Respondent’s swinging the umbrella was a proximate cause of the damage to it.
III.
Respondent is guilty of the offense of Malicious Mischief in the Third Degree.
Analysis
To convict on the gross misdemeanor offense of third degree malicious mischief, the State had to prove beyond a reasonable doubt that Livermore knowingly and maliciously caused physical damage to the property of another under circumstances not amounting to malicious mischief in the first or second degree. If the damage exceeds $50, the crime is a gross misdemeanor, if not, it is a misdemeanor. RCW 9A.48.090(1), (2)(a); JuCR 7.11(a) (“The prosecution must prove the allegations in the information beyond a reasonable doubt.”). “Physical damage” includes “any diminution in the value” of the property.

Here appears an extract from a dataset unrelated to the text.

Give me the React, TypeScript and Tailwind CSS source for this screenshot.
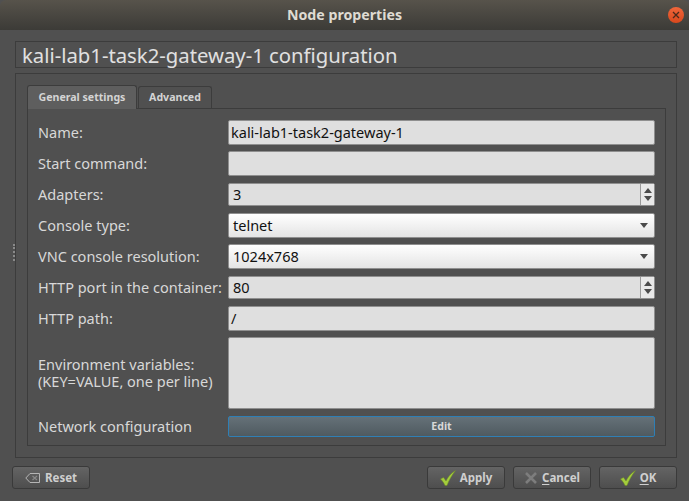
import React from "react";

const inputCls = "flex-1 h-full rounded-[2px] border border-[#8f8f8f] bg-[#dfdfdf] flex items-center px-[2px] text-[14.5px] text-[#111111]";

function Row({ label, h, mt, children }: { label: React.ReactNode; h: string; mt: string; children: React.ReactNode }) {
  return (
    <div className={`flex items-center ${h} ${mt}`}>
      <div className="w-[190px] shrink-0 text-[14.5px] leading-[17px] text-[#d8d8d8] whitespace-nowrap">{label}</div>
      {children}
    </div>
  );
}

function Tri({ up }: { up?: boolean }) {
  return (
    <svg width="8" height="5" viewBox="0 0 8 5">
      <path d={up ? "M4 0 L8 5 H0 Z" : "M0 0 H8 L4 5 Z"} fill="#4a4a4a" />
    </svg>
  );
}

function Spin({ value }: { value: string }) {
  return (
    <div className="flex-1 h-full rounded-[2px] border border-[#8f8f8f] bg-[#dfdfdf] flex items-center text-[14.5px] text-[#111111]">
      <div className="flex-1 px-[4px]">{value}</div>
      <div className="w-[14px] h-full border-l border-[#9a9a9a] bg-[#e8e8e8] flex flex-col items-center justify-center gap-[3px]">
        <Tri up />
        <Tri />
      </div>
    </div>
  );
}

function Combo({ value }: { value: string }) {
  return (
    <div className="flex-1 h-full rounded-[2px] border border-[#8f8f8f] bg-gradient-to-b from-[#ffffff] to-[#e4e4e4] flex items-center justify-between pl-[4px] pr-[6px] text-[14.5px] text-[#111111]">
      <span>{value}</span>
      <Tri />
    </div>
  );
}

function Check() {
  return (
    <svg width="16" height="16" viewBox="0 0 16 16">
      <path d="M0.5 9 L3.5 7.5 L6 11 C8 7 11 3 15.5 0.5 C12 5 9 10 7 15.5 L5 15.5 C4 13 2.5 11 0.5 9 Z" fill="#a3cc3c" stroke="#6f8f25" strokeWidth="0.5" />
    </svg>
  );
}

function Btn({ icon, children, w = "w-[78px]" }: { icon: React.ReactNode; children: React.ReactNode; w?: string }) {
  return (
    <div className={`${w} h-[23px] rounded-[3px] border border-[#3a3a3a] bg-gradient-to-b from-[#646464] to-[#4e4e4e] flex items-center justify-center gap-[4px] text-[11.5px] font-bold text-[#cfcfcf]`}>
      {icon}
      <span>{children}</span>
    </div>
  );
}

export default function App() {
  return (
    <div className="w-[689px] h-[501px] overflow-hidden bg-[#505050] flex flex-col" style={{ fontFamily: '"Noto Sans", sans-serif' }}>
      <div className="h-[30px] shrink-0 rounded-t-[6px] bg-gradient-to-b from-[#57534b] to-[#3c3b37] flex items-center justify-center relative text-[14.2px] font-bold text-[#dfdbd2]">
        Node properties
        <div className="absolute right-[5px] top-[7px] w-[16px] h-[16px] rounded-full bg-gradient-to-b from-[#f0663a] to-[#d9481c] flex items-center justify-center">
          <svg width="8" height="8" viewBox="0 0 8 8"><path d="M1 1 L7 7 M7 1 L1 7" stroke="#4a2a1c" strokeWidth="1.3" /></svg>
        </div>
      </div>

      <div className="flex-1 flex flex-col px-[12px] pt-[11px] pb-[12px] relative">
        <div className="absolute left-[13px] top-[214px] w-[2px] h-[17px] border-l-2 border-dotted border-[#8a8a8a]" />
        <div className="ml-[3px] h-[27px] w-[662px] border border-[#3c3c3c] flex items-center pl-[6px] pt-[1px] text-[20.3px] text-[#e0e0e0] shrink-0">
          kali-lab1-task2-gateway-1 configuration
        </div>

        <div className="ml-[3px] mt-[5px] w-[662px] h-[385px] border border-[#3c3c3c] shrink-0 pl-[11px] pr-[10px] pt-[11px]">
          <div className="flex items-end h-[24px] relative z-10">
            <div className="h-[24px] w-[110px] rounded-t-[3px] border border-b-0 border-[#3c3c3c] bg-[#5e5e5e] flex items-center justify-center text-[10.6px] font-bold text-[#d4d4d4]">General settings</div>
            <div className="h-[22px] w-[74px] ml-[1px] mb-[1px] rounded-t-[3px] border border-b-0 border-[#3c3c3c] bg-[#505050] flex items-center justify-center text-[10.6px] font-bold text-[#d4d4d4]">Advanced</div>
          </div>
          <div className="h-[338px] -mt-[1px] border border-[#3c3c3c] pl-[10px] pr-[10px] pt-[11px]">
            <Row label="Name:" h="h-[25px]" mt=""><div className={inputCls}>kali-lab1-task2-gateway-1</div></Row>
            <Row label="Start command:" h="h-[25px]" mt="mt-[6px]"><div className={inputCls} /></Row>
            <Row label="Adapters:" h="h-[23px]" mt="mt-[7px]"><Spin value="3" /></Row>
            <Row label="Console type:" h="h-[25px]" mt="mt-[7px]"><Combo value="telnet" /></Row>
            <Row label="VNC console resolution:" h="h-[25px]" mt="mt-[6px]"><Combo value="1024x768" /></Row>
            <Row label="HTTP port in the container:" h="h-[23px]" mt="mt-[7px]"><Spin value="80" /></Row>
            <Row label="HTTP path:" h="h-[25px]" mt="mt-[7px]"><div className={inputCls}>/</div></Row>
            <Row label={<>Environment variables:<br />(KEY=VALUE, one per line)</>} h="h-[72px]" mt="mt-[6px]"><div className={inputCls} /></Row>
            <Row label="Network configuration" h="h-[21px]" mt="mt-[7px]">
              <div className="flex-1 h-full rounded-[2px] border border-[#2f7fb5] bg-gradient-to-b from-[#657178] to-[#4f5a60] flex items-center justify-center text-[10.6px] font-bold text-[#d8d8d8]">Edit</div>
            </Row>
          </div>
        </div>

        <div className="flex mt-[8px] items-center">
          <Btn icon={
            <svg width="16" height="12" viewBox="0 0 16 12"><path d="M5 1.5 H14.5 V10.5 H5 L0.8 6 Z" fill="none" stroke="#b5b5b5" /><path d="M7.5 4 L12 8 M12 4 L7.5 8" stroke="#8a8a8a" strokeWidth="1.2" /></svg>
          }>Reset</Btn>
          <div className="flex-1" />
          <div className="flex gap-[8px]">
            <Btn icon={<Check />}>Apply</Btn>
            <Btn icon={
              <svg width="14" height="14" viewBox="0 0 14 14"><path d="M2 2 L12 12 M12 2 L2 12" stroke="#7d7d7d" strokeWidth="2.6" /></svg>
            }><span className="underline underline-offset-2 decoration-1">C</span>ancel</Btn>
            <Btn icon={<Check />}><span className="underline underline-offset-2 decoration-1">O</span>K</Btn>
          </div>
        </div>
      </div>
    </div>
  );
}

RCW 9A.48.100(1).
Livermore claims that the evidence was insufficient to prove the element of damage over $50. The State acknowledges that it did not present any evidence of the “exact monetary damage to the umbrella” caused by Livermore. Br. of Resp’t at 2. But it argues that because the evidence showed several slats of the umbrella were bent, the trial court could “conclude that monetary damage above zero had been incurred[.]” Br. of Resp’t at 3.
As shown above, the trial court made no findings regarding the monetary damage incurred. Furthermore, the record does not support a finding that Livermore’s conduct caused physical damage in an amount exceeding $50. But there is evidence of damage. Because there is some damage, there is sufficient evidence to support the trial court’s finding that Livermore committed the crime of third degree malicious mischief, a misdemeanor.
We reverse the conviction for the gross misdemeanor and remand for sentencing for the misdemeanor. See State v. Jones, 22 Wn. App. 447, 591 P.2d 796 (1979); see also State v. Meyer, 26 Wn. App. 119, 613 P.2d 132 (1980).
A majority of the panel having determined that this opinion will not be printed in the Washington Appellate Reports, but will be filed for public record pursuant to RCW 2.06.040, it is so ordered.
HUNT and QUINN-BRINTNALL, JJ., concur.